Für Bäume, unsere Stadtnatur, auch für Kleingärten, Brachflächen und den Erhalt der grünen Innenhöfe in der Großsiedlung. Wir wünschen uns mehr Blühwiesen in Marzahn-Hellersdorf und sprechen uns dafür aus, dass die Mitarbeiter im Grünflächenamt aus Rücksicht auf Flora und Fauna seltener zu elektrischen Gerätschaften wie Laubpustern greifen. Außerdem stehen wir für bürgernahe Politik. Wir hören den Menschen zu, nehmen sie wahr und ernst und wir versuchen in ihrem Sinne den Bezirk mitzugestalten. Sofort nach der Wahl haben sich mehrere Bürgerinitiativen an uns gewandt, die sich dagegen wehren, dass Marzahn-Hellersdorf komplett mit Wohnungen zugebaut wird.

 

Aber es kommen nun mal viele Leute in die Stadt und die brauchen ein Dach über dem Kopf. 

Wir sind uns mit den anderen Parteien ziemlich einig, dass die exzessive Verdichtung einfach aufhören muss und jetzt auch andere Bezirke mit Wohnungsbau dran sind. Für die Menschen aus den Neubaugebieten bedeutet ihr grüner Innenhof Lebensqualität und die wird gerade zerstört. Das können wir nicht zulassen.

 

SPD, Linke und Grüne schmieden ein Bündnis für den Bezirk und wollen auch die Tierschutzpartei ins Boot holen. Wie liefen die Gespräche bislang?

Sehr gut. Es geht nicht ausschließlich darum, den Spitzenkandidaten der SPD zum Bürgermeister zu machen. Wir haben das Gefühl, dass die anderen Parteien uns ernst nehmen und bestrebt sind, in den kommenden Jahren mit uns zusammenzuarbeiten, um das Beste für den Bezirk herauszuholen. 

 

Haben Sie denn schon Forderungen gestellt?
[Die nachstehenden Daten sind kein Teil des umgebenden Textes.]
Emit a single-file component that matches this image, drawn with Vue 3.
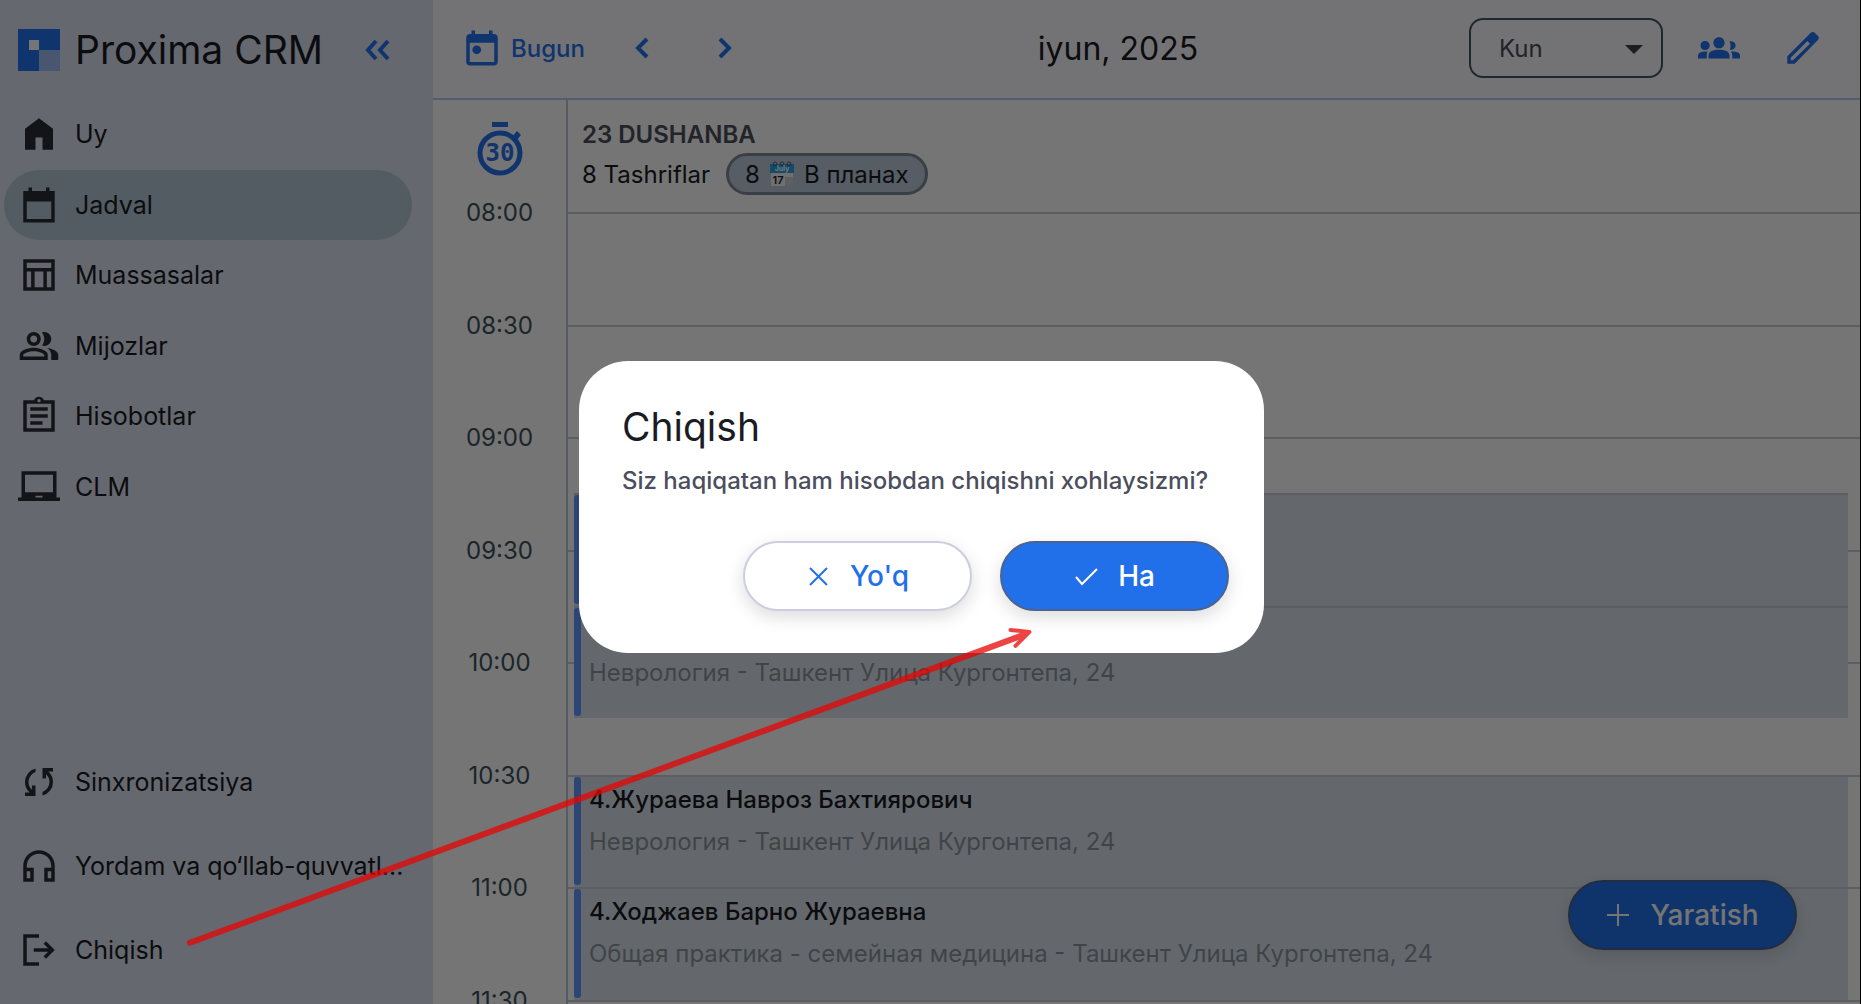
<script setup>
import { ref } from 'vue'

// Icon paths on a 24x24 grid
const icons = {
  home: 'M4 21V9l8-6 8 6v12h-6v-7h-4v7z',
  calendar: 'M3 22V4h3V2h2v2h8V2h2v2h3v18zM5 20h14V10H5z',
  table: 'M3 21V3h18v18zM5 8h14V5H5zM5 19h2.5v-9H5zm4.5 0h5v-9h-5zm7 0H19v-9h-2.5z',
  people: 'M16.67 13.13C18.04 14.06 19 15.32 19 17v3h4v-3c0-2.18-3.57-3.47-6.33-3.87zM15 12c2.21 0 4-1.79 4-4s-1.79-4-4-4c-.47 0-.91.1-1.33.24C14.5 5.27 15 6.58 15 8s-.5 2.73-1.33 3.76c.42.14.86.24 1.33.24zM9 12c2.21 0 4-1.79 4-4s-1.79-4-4-4-4 1.79-4 4 1.79 4 4 4zm0-6c1.1 0 2 .9 2 2s-.9 2-2 2-2-.9-2-2 .9-2 2-2zm0 7c-2.67 0-8 1.34-8 4v3h16v-3c0-2.66-5.33-4-8-4zm6 5H3v-.99C3.2 16.29 6.3 15 9 15s5.8 1.28 6 2z',
  clipboard: 'M7 15h7v2H7zm0-4h10v2H7zm0-4h10v2H7zM3 21V3h6.18C9.6 1.84 10.7 1 12 1s2.4.84 2.82 2H21v18zM5 19h14V5H5zm7-14.8a.95.95 0 1 0 0-1.9.95.95 0 0 0 0 1.9z',
  laptop: 'M22 18V3H2v15H0v2h24v-2zm-8 0h-4v-1h4zM20 15H4V5h16z',
  sync: 'M4 20v-2h2.75l-.4-.35q-1.3-1.15-1.825-2.625T4 12.05q0-2.775 1.663-4.938T10 4.25v2.1Q8.2 7 7.1 8.563T6 12.05q0 1.125.425 2.188T7.75 16.2l.25.25V14h2v6zm10-.25v-2.1q1.8-.65 2.9-2.212T18 11.95q0-1.125-.425-2.187T16.25 7.8L16 7.55V10h-2V4h6v2h-2.75l.4.35q1.225 1.225 1.788 2.663T20 11.95q0 2.775-1.662 4.938T14 19.75z',
  headphones: 'M3 21v-9q0-1.875.713-3.512t1.924-2.85 2.85-1.925T12 3t3.513.713 2.85 1.925 1.925 2.85T21 12v9h-6v-8h4v-1q0-2.925-2.037-4.962T12 5 7.038 7.038 5 12v1h4v8zM5 19h2v-4H5zm12 0h2v-4h-2z',
  logout: 'M3 21V3h9v2H5v14h7v2zm13-4-1.375-1.45 2.55-2.55H9v-2h8.175l-2.55-2.55L16 7l5 5z',
  today: 'M19 4h-1V2h-2v2H8V2H6v2H5c-1.1 0-2 .9-2 2v14c0 1.1.9 2 2 2h14c1.1 0 2-.9 2-2V6c0-1.1-.9-2-2-2zm0 16H5V9h14zM9 10.5a2.5 2.5 0 1 0 0 5 2.5 2.5 0 0 0 0-5z',
  groups: 'M4 13.2c1.5 0 2.7-1.1 2.7-2.6S5.5 8 4 8s-2.6 1.1-2.6 2.6S2.500 13.200 4 13.200zM5.500 14.200c-.5-.15-1-.2-1.500-.2-1 0-1.900.2-2.800.6A2 2 0 0 0 0 16.400V18h5v-1.600c0-.8.100-1.500.5-2.200zM18.200 13c1.300.3 3.300-.8 3.300-2.500s-1.900-2.700-3.500-2.200c.7 1.500.9 3.200.2 4.700zM24 16.400c0-.8-.5-1.500-1.200-1.800-1.200-.5-2.600-.7-3.900-.5.500.7.700 1.500.7 2.300V18H24zM16.200 13.700c-1.200-.5-2.600-.7-4.200-.7s-3 .2-4.200.7A3 3 0 0 0 6 16.400V18h12v-1.600c0-1.200-.7-2.200-1.800-2.700zM8.800 9c0 1.800 1.400 3.200 3.200 3.200s3.200-1.400 3.200-3.200S13.800 5.900 12 5.900 8.800 7.200 8.800 9z',
  edit: 'M3 21v-4.250L16.600 3.200q.6-.4 1.200-.3.500 0 1 .5L20.500 5q.5.500.5 1.200 0 .7-.5 1.200L7.250 21zM5 19h1.300L16 9.500 14.500 8 5 17.600z'
}

const menu = [
  { icon: 'home', label: 'Uy' },
  { icon: 'calendar', label: 'Jadval' },
  { icon: 'table', label: 'Muassasalar' },
  { icon: 'people', label: 'Mijozlar' },
  { icon: 'clipboard', label: 'Hisobotlar' },
  { icon: 'laptop', label: 'CLM' }
]

const footerMenu = [
  { icon: 'sync', label: 'Sinxronizatsiya' },
  { icon: 'headphones', label: 'Yordam va qo‘llab-quvvatl...' },
  { icon: 'logout', label: 'Chiqish' }
]

const times = ['08:00', '08:30', '09:00', '09:30', '10:00', '10:30', '11:00', '11:30']

// start and length are in hours, counted from 08:00
const visits = [
  { start: 1.25, length: 0.5, name: '', place: '' },
  { start: 1.75, length: 0.5, name: '', place: 'Неврология - Ташкент Улица Кургонтепа, 24' },
  { start: 2.5, length: 0.5, name: '4.Жураева Навроз Бахтиярович', place: 'Неврология - Ташкент Улица Кургонтепа, 24' },
  { start: 3, length: 0.5, name: '4.Ходжаев Барно Жураевна', place: 'Общая практика - семейная медицина - Ташкент Улица Кургонтепа, 24' }
]

const HOUR = 225

const active = ref('Jadval')
const view = ref('Kun')
const dialogOpen = ref(true)

function visitStyle(visit) {
  return {
    top: visit.start * HOUR + 'px',
    height: visit.length * HOUR + 'px'
  }
}

function selectFooter(label) {
  if (label === 'Chiqish') dialogOpen.value = true
}
</script>

<template>
  <div class="app">
    <!-- Sidebar -->
    <aside class="sidebar">
      <div class="brand">
        <svg class="logo" viewBox="0 0 42 42">
          <path fill="#2371ee" d="M0 0h42v21H21v21H0z" />
          <path fill="#9dbbf3" d="M21 21h21v21H21z" />
          <path fill="#fff" d="M11 11h10v10H11z" />
        </svg>
        <span class="brand-name">Proxima CRM</span>
        <button class="icon-btn collapse" aria-label="Yig‘ish">
          <svg class="stroke-icon" viewBox="0 0 26 22"><path d="M11 2 3 11l8 9M23 2l-8 9 8 9" /></svg>
        </button>
      </div>

      <nav class="menu menu-main">
        <a
          v-for="item in menu"
          :key="item.label"
          href="#"
          class="menu-item"
          :class="{ active: active === item.label }"
          @click.prevent="active = item.label"
        >
          <svg class="icon" viewBox="0 0 24 24"><path fill-rule="evenodd" :d="icons[item.icon]" /></svg>
          <span class="menu-label">{{ item.label }}</span>
        </a>
      </nav>

      <nav class="menu menu-footer">
        <a
          v-for="item in footerMenu"
          :key="item.label"
          href="#"
          class="menu-item"
          @click.prevent="selectFooter(item.label)"
        >
          <svg class="icon" viewBox="0 0 24 24"><path fill-rule="evenodd" :d="icons[item.icon]" /></svg>
          <span class="menu-label">{{ item.label }}</span>
        </a>
      </nav>
    </aside>

    <!-- Schedule -->
    <main class="main">
      <header class="topbar">
        <button class="today">
          <svg class="icon" viewBox="0 0 24 24"><path fill-rule="evenodd" :d="icons.today" /></svg>
          Bugun
        </button>
        <button class="icon-btn nav-btn" aria-label="Oldingi">
          <svg class="stroke-icon arrow" viewBox="0 0 16 24"><path d="M13 3 4 12l9 9" /></svg>
        </button>
        <button class="icon-btn nav-btn" aria-label="Keyingi">
          <svg class="stroke-icon arrow" viewBox="0 0 16 24"><path d="m3 3 9 9-9 9" /></svg>
        </button>
        <h1 class="month">iyun, 2025</h1>
        <div class="select-box">
          <select v-model="view" class="select" aria-label="Ko‘rinish">
            <option>Kun</option>
          </select>
          <svg class="caret" viewBox="0 0 18 10"><path d="M0 0h18l-9 9z" /></svg>
        </div>
        <button class="icon-btn" aria-label="Guruh">
          <svg class="icon" viewBox="0 0 24 24"><path :d="icons.groups" /></svg>
        </button>
        <button class="icon-btn" aria-label="Tahrirlash">
          <svg class="icon" viewBox="0 0 24 24"><path fill-rule="evenodd" :d="icons.edit" /></svg>
        </button>
      </header>

      <div class="schedule">
        <div class="time-column">
          <button class="icon-btn timer" aria-label="30 daqiqa">
            <svg class="timer-icon" viewBox="0 0 48 56">
              <circle cx="24" cy="32" r="20" fill="none" stroke="currentColor" stroke-width="5" />
              <path d="M16 1h16v5H16z" />
              <path d="m36 16 5-6 4 4-5 6z" />
              <text x="24" y="40" text-anchor="middle">30</text>
            </svg>
          </button>
          <div v-for="time in times" :key="time" class="time">{{ time }}</div>
        </div>

        <div class="day">
          <div class="day-header">
            <div class="day-name">23 DUSHANBA</div>
            <div class="day-stats">
              <span>8 Tashriflar</span>
              <span class="chip">
                8
                <svg class="emoji" viewBox="0 0 24 26">
                  <path fill="#f3f3f3" d="M1 8h22v17H1z" />
                  <path fill="#cfcfcf" d="M15 16h8v9h-8z" />
                  <path fill="#2aa3ec" d="M0 3h24v9H0z" />
                  <g fill="none" stroke="#55606b" stroke-width="1">
                    <circle cx="5" cy="3" r="2" />
                    <circle cx="12" cy="3" r="2" />
                    <circle cx="19" cy="3" r="2" />
                  </g>
                  <text x="12" y="10" class="emoji-month">July</text>
                  <text x="8" y="23" class="emoji-day">17</text>
                </svg>
                В планах
              </span>
            </div>
          </div>

          <div class="slots">
            <div v-for="hour in 4" :key="hour" class="hour">
              <div class="slot"></div>
              <div class="slot"></div>
            </div>
            <article
              v-for="visit in visits"
              :key="visit.start"
              class="visit"
              :style="visitStyle(visit)"
            >
              <div class="visit-name">{{ visit.name }}</div>
              <div class="visit-place">{{ visit.place }}</div>
            </article>
          </div>
        </div>
      </div>

      <button class="btn btn-primary create">
        <svg class="btn-icon" viewBox="0 0 24 24"><path d="M12 1v22M1 12h22" /></svg>
        Yaratish
      </button>
    </main>

    <!-- Logout dialog -->
    <div v-if="dialogOpen" class="overlay">
      <div class="dialog" role="dialog" aria-labelledby="dialog-title">
        <h2 id="dialog-title" class="dialog-title">Chiqish</h2>
        <p class="dialog-text">Siz haqiqatan ham hisobdan chiqishni xohlaysizmi?</p>
        <div class="dialog-actions">
          <button class="btn btn-outline" @click="dialogOpen = false">
            <svg class="btn-icon" viewBox="0 0 24 24"><path d="m4 4 17 17M21 4 4 21" /></svg>
            Yo'q
          </button>
          <button class="btn btn-primary" @click="dialogOpen = false">
            <svg class="btn-icon" viewBox="0 0 24 24"><path d="m2 13 6 7L23 5" /></svg>
            Ha
          </button>
        </div>
      </div>
    </div>

    <!-- Pointer from the menu item to the confirm button -->
    <svg v-if="dialogOpen" class="pointer" viewBox="0 0 1861 1004">
      <g fill="none" stroke="#e90303" stroke-linecap="round" stroke-linejoin="round">
        <path stroke-width="6" d="M190 943 1024 635" />
        <path stroke-width="4" d="m1011 630 19 2-14 14" />
      </g>
    </svg>
  </div>
</template>

<style>
body {
  margin: 0;
}
</style>

<style scoped>
.app {
  position: relative;
  display: flex;
  height: 100vh;
  overflow: hidden;
  box-sizing: border-box;
  border-right: 1px solid #000;
  background: #fff;
  color: #1a1c24;
  font-family: Inter, sans-serif;
  font-size: 24px;
}

button {
  border: none;
  background: none;
  padding: 0;
  font-family: inherit;
  cursor: pointer;
}

svg {
  display: block;
  flex: none;
  fill: currentColor;
}

.icon {
  width: 42px;
  height: 42px;
}

.stroke-icon {
  fill: none;
  stroke: currentColor;
  stroke-width: 4;
}

.icon-btn {
  display: flex;
  align-items: center;
  justify-content: center;
  color: #2371ee;
}

/* Sidebar */
.sidebar {
  display: flex;
  flex: none;
  flex-direction: column;
  box-sizing: border-box;
  width: 433px;
  padding-bottom: 12px;
  background: #dfe2f1;
}

.brand {
  display: flex;
  align-items: center;
  height: 99px;
  padding: 0 42px 0 18px;
}

.logo {
  width: 42px;
  height: 42px;
}

.brand-name {
  flex: 1;
  margin-left: 15px;
  font-size: 39px;
}

.collapse .stroke-icon {
  width: 26px;
  height: 22px;
}

.menu {
  display: grid;
  padding-right: 21px;
  padding-left: 4px;
}

.menu-main {
  grid-auto-rows: 1fr;
  height: 423px;
}

.menu-item {
  display: flex;
  align-items: center;
  box-sizing: border-box;
  min-width: 0;
  min-height: 70px;
  padding: 0 8px 0 14px;
  border-radius: 35px;
  color: #2b2d34;
  text-decoration: none;
}

.menu-item.active {
  background: #b2c8d5;
}

.menu-label {
  margin-left: 15px;
  color: #1a1c24;
  font-size: 25px;
  white-space: nowrap;
}

.menu-footer {
  gap: 14px;
  margin-top: auto;
  padding-bottom: 7px;
}

/* Top bar */
.main {
  position: relative;
  display: flex;
  flex: 1;
  flex-direction: column;
  min-width: 0;
}

.topbar {
  display: flex;
  flex: none;
  align-items: center;
  box-sizing: border-box;
  height: 100px;
  padding: 0 36px 2px 28px;
  border-bottom: 2px solid #b3cbf1;
  background: #fbfafe;
}

.today {
  display: flex;
  align-items: center;
  gap: 8px;
  color: #2371ee;
  font-size: 24px;
  font-weight: 500;
}

.nav-btn {
  width: 83px;
}

.today + .nav-btn {
  margin-left: 16px;
}

.arrow {
  width: 16px;
  height: 24px;
}

.month {
  flex: 1;
  margin: 0;
  font-size: 32px;
  font-weight: 400;
  text-align: center;
}

.select-box {
  position: relative;
  margin-right: 35px;
}

.select {
  display: block;
  box-sizing: border-box;
  width: 194px;
  height: 60px;
  padding: 0 28px;
  border: 2px solid #425b66;
  border-radius: 14px;
  background: transparent;
  color: #4b4e58;
  font-family: inherit;
  font-size: 24px;
  appearance: none;
}

.caret {
  position: absolute;
  top: 27px;
  right: 20px;
  width: 18px;
  height: 10px;
  color: #3c3f48;
  pointer-events: none;
}

.select-box ~ .icon-btn + .icon-btn {
  margin-left: 42px;
}

/* Schedule */
.schedule {
  display: flex;
  flex: 1;
  min-height: 0;
  overflow: hidden;
}

.time-column {
  flex: none;
  width: 133px;
  color: #3d525b;
  font-size: 24px;
  line-height: 30px;
  text-align: center;
}

.timer {
  width: 100%;
  height: 98px;
}

.timer-icon {
  width: 48px;
  height: 56px;
}

.timer-icon text {
  font-family: 'DejaVu Sans Mono', monospace;
  font-size: 24px;
  font-weight: 700;
}

.time {
  height: calc(225px / 2);
}

.day {
  flex: 1;
  min-width: 0;
  border-left: 2px solid #c0c4d3;
}

.day-header {
  box-sizing: border-box;
  height: 112px;
  padding: 18px 14px 0;
}

.day-name {
  color: #4b4f5c;
  font-weight: 600;
  line-height: 34px;
}

.day-stats {
  display: flex;
  align-items: center;
  gap: 16px;
  margin-top: 1px;
}

.chip {
  display: flex;
  align-items: center;
  gap: 10px;
  box-sizing: border-box;
  height: 42px;
  padding: 0 16px;
  border: 3px solid #7f8a99;
  border-radius: 21px;
  background: #bccadb;
}

.emoji {
  width: 24px;
  height: 26px;
}

.emoji-month {
  fill: #fff;
  font-size: 7px;
  font-weight: 700;
  text-anchor: middle;
}

.emoji-day {
  fill: #222;
  font-size: 11px;
  font-weight: 600;
  text-anchor: middle;
}

.slots {
  position: relative;
}

.hour {
  display: grid;
  grid-template-rows: 1fr 1fr;
  height: 225px;
}

.slot {
  border-top: 2px solid #c8ccda;
}

.visit {
  position: absolute;
  right: 12px;
  left: 6px;
  box-sizing: border-box;
  padding: 2px 14px 0 15px;
  border-top: 2px solid #c8ccda;
  background: #dae3eb;
}

.visit::before {
  content: '';
  position: absolute;
  top: 0;
  bottom: 2px;
  left: 0;
  width: 7px;
  border-radius: 3px;
  background: #6297ff;
}

.visit-name,
.visit-place {
  height: 42px;
  overflow: hidden;
  font-weight: 500;
  line-height: 42px;
  white-space: nowrap;
}

.visit-place {
  color: #8f949c;
  font-weight: 400;
}

/* Buttons */
.btn {
  display: flex;
  align-items: center;
  justify-content: center;
  gap: 20px;
  box-sizing: border-box;
  width: 229px;
  height: 70px;
  border: 2px solid #cbcee0;
  border-radius: 35px;
  box-shadow: 0 6px 18px rgba(0, 0, 0, 0.14);
  font-size: 28px;
  font-weight: 500;
}

.btn-icon {
  width: 24px;
  height: 24px;
  fill: none;
  stroke: currentColor;
  stroke-width: 2;
}

.btn-primary {
  border-color: #4a6391;
  background: #2170ea;
  color: #fff;
}

.btn-outline {
  background: #fff;
  color: #2170ea;
}

.create {
  position: absolute;
  right: 63px;
  bottom: 54px;
}

/* Dialog */
.overlay {
  position: absolute;
  inset: 0 -1px 0 0;
  display: flex;
  align-items: center;
  justify-content: center;
  box-sizing: border-box;
  padding: 9px 18px 0 0;
  background: rgba(0, 0, 0, 0.54);
}

.dialog {
  box-sizing: border-box;
  min-width: 685px;
  padding: 43px 35px 42px 43px;
  border-radius: 49px;
  background: #fff;
}

.dialog-title {
  margin: 0;
  font-size: 39px;
  font-weight: 400;
  line-height: 46px;
}

.dialog-text {
  margin: 13px 0 42px;
  color: #4b4e5c;
  font-weight: 500;
  line-height: 36px;
}

.dialog-actions {
  display: flex;
  justify-content: flex-end;
  gap: 28px;
}

/* Pointer */
.pointer {
  position: absolute;
  inset: 0;
  width: 100%;
  height: 100%;
  opacity: 0.74;
  pointer-events: none;
}
</style>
Ich denke, unsere kritische Haltung gegenüber Nachverdichtung und Versiegelung ist in den Gesprächen deutlich zum Ausdruck gekommen. Außerdem haben wir auch gefordert, dass der Ausschuss für Umwelt, Natur, Verkehr und Lokale Agenda um ein weiteres Themengebiet erweitert wird: den Tierschutz.